1. Importance of Deep Learning Performance Optimization
The performance of deep learning models is influenced by several factors, such as the quality of data, model architecture, and training process. Performance optimization aims to adjust these factors to achieve the best performance. The main benefits of performance optimization include:
- Improved model accuracy
- Reduced training time
- Enhanced model generalization capability
- Maximized resource utilization efficiency
2. Data Preprocessing
The first step in enhancing model performance is data preprocessing. Proper preprocessing helps the model learn from data effectively. Let’s look at an example of data preprocessing using PyTorch.
2.1 Data Cleaning
Data cleaning is the process of removing noise from the dataset. This allows for the prior removal of data that would interfere with model training.
import pandas as pd
# Load data
data = pd.read_csv('dataset.csv')
# Remove missing values
data = data.dropna()
# Remove duplicate data
data = data.drop_duplicates()
2.2 Data Normalization
Deep learning models are sensitive to the scale of input data, so normalization is essential. There are various normalization methods, but Min-Max normalization and Z-Score normalization are commonly used.
from sklearn.preprocessing import MinMaxScaler
# Min-Max normalization
scaler = MinMaxScaler()
data[['feature1', 'feature2']] = scaler.fit_transform(data[['feature1', 'feature2']])
3. Hyperparameter Tuning
Hyperparameters are the settings that affect the training process of deep learning models. Typical hyperparameters include learning rate, batch size, and the number of epochs. Hyperparameter optimization is an important step to maximize model performance.
3.1 Grid Search
Grid search is a method that tests various combinations of hyperparameters to find the optimal one.
from sklearn.model_selection import GridSearchCV
from sklearn.svm import SVC
# Set parameter grid
param_grid = {'C': [0.1, 1, 10], 'kernel': ['linear', 'rbf']}
# Execute grid search
grid_search = GridSearchCV(SVC(), param_grid, cv=5)
grid_search.fit(X_train, y_train)
# Output optimal parameters
print("Optimal parameters:", grid_search.best_params_)
3.2 Random Search
Random search is a method that finds the optimal combination by randomly selecting samples from the hyperparameter space. This method is often faster than grid search and can yield better results.

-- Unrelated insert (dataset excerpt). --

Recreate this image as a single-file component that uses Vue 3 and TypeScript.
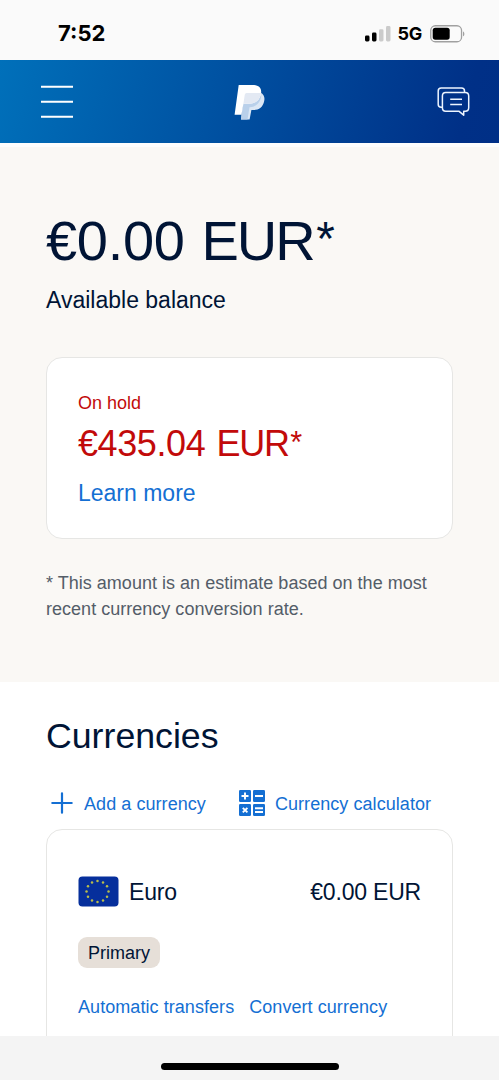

from sklearn.model_selection import RandomizedSearchCV
# Execute random search
random_search = RandomizedSearchCV(SVC(), param_distributions=param_grid, n_iter=10, cv=5)

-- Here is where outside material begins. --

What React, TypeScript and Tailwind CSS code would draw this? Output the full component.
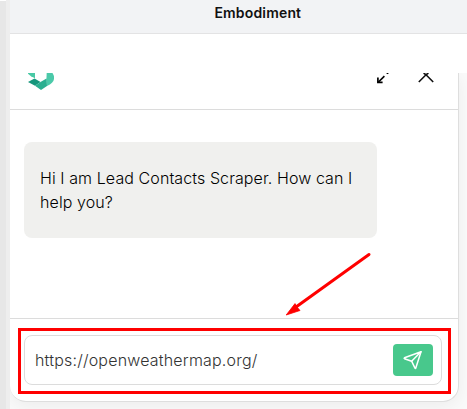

random_search.fit(X_train, y_train)
# Output optimal parameters
print("Optimal parameters:", random_search.best_params_)
4. Model Architecture Optimization
Another way to optimize the performance of deep learning models is to adjust the model architecture. By varying the number of layers, number of neurons, and activation functions, performance can be improved.
4.1 Adjusting Layers and Neurons
It is important to evaluate performance by changing the number of layers and neurons in the model. Let’s look at an example of a simple feedforward neural network.
import torch
import torch.nn as nn
import torch.optim as optim
class SimpleNN(nn.Module):
def __init__(self):
super(SimpleNN, self).__init__()
self.fc1 = nn.Linear(10, 20)
self.fc2 = nn.Linear(20, 10)
self.fc3 = nn.Linear(10, 1)
def forward(self, x):
x = torch.relu(self.fc1(x))
x = torch.relu(self.fc2(x))
return self.fc3(x)
# Initialize model
model = SimpleNN()
4.2 Choosing Activation Functions
Activation functions determine the non-linearity of neural networks, and the selected activation function can greatly affect model performance. Various activation functions such as ReLU, Sigmoid, and Tanh exist.
def forward(self, x):
x = torch.sigmoid(self.fc1(x)) # Using a different activation function
x = torch.relu(self.fc2(x))
return self.fc3(x)
5. Improving Training Speed
Improving the training speed of a model is a necessary process. Various techniques can be used for this purpose.
5.1 Choosing an Optimizer
There are various optimizers, and each has an impact on training speed and performance. Adam, SGD, and RMSprop are major optimizers.
optimizer = optim.Adam(model.parameters(), lr=0.001) # Using Adam optimizer
5.2 Early Stopping
Early stopping is a method of halting training when the validation loss no longer decreases. This can prevent overfitting and reduce training time.
best_loss = float('inf')
patience = 5 # Patience for early stopping
trigger_times = 0
for epoch in range(epochs):
# ... training code ...
if validation_loss < best_loss:
best_loss = validation_loss
trigger_times = 0
else:
trigger_times += 1
if trigger_times >= patience:
print("Early stopping")
break
6. Conclusion
Through this course, we have explored various methods for optimizing the performance of deep learning models. By utilizing techniques such as data preprocessing, hyperparameter tuning, model architecture optimization, and training speed improvement, we can maximize the performance of deep learning models. These techniques will help you master deep learning technology and achieve outstanding results in practice.